On this episode of Ruby for All, Andrew and Julie are having an ADHD day since Andrew’s had a lot going on with work stuff and Julie’s been hyperfocused learning about the mobile app. But that won’t stop them from discussing their favorite Ruby Methods. Today, they’re excited to talk about the basics of Strings in programming because Andrew loves a good string. They’ll be discussing the Ruby Methods chomp, strip, split, valid_encoding, sub, gsub, slice, delete_prefix, and swapcase. Although some of these may seem pretty hard to understand, they hope after listening you’ll have a little better understanding of the fundamentals of a String. Go ahead and download this episode now!
[00:01:50] We start with the String method chomp, which returns a new String with the given record separator removed from the end of string. This is one of the first methods Julie learned when she was learning Ruby.
[00:03:37] When does Andrew use chomp? Also, he tells us how strip is different from chomp, and Julie shares an annoying thing about space after the email.
[00:06:26] The next method is split, which divides the string into substrings based on a delimiter, returning an array of these substrings. Andrew shares an example.

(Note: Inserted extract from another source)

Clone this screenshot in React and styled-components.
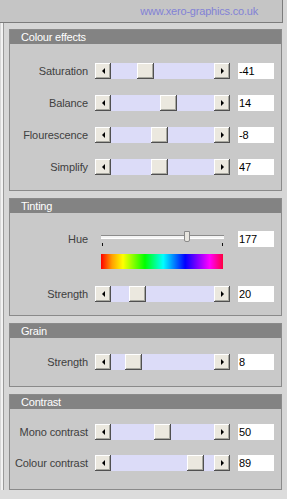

[00:10:21] On to method valid encoding, where Andrew explains why the valid encoding we want in Ruby is UTF-8, and he tells us how they were getting errors in their error monitoring service in Honeybadger.
[00:13:21] Moving on to the next method sub, which returns a copy of self with only the first occurrence (not all occurrences) of the given pattern replaced. Julie gives us a great example.
[00:14:22] The next method is gsub, which Andrew uses more than sub, and we find out how gsub is different from sub and the main difference being it replaces all occurrences. Andrew mentions a great article to read (link below) that talks about gsub with a block.
[00:15:49] Our next method is slice, which returns the substring of self, specified by the arguments, and Julie mentions that string slice is an alias for string brackets and Andrew did not know that! Does Andrew use slice or bracket?
[00:18:39] Delete_prefix is the next method and a little easier to understand. It returns a copy of string with leading prefix deleted. Andrew gives an example.
[00:20:38] Julie really likes the last method which is swapcase. Why does she like it? Andrew thinks it’s one of those fun Ruby methods.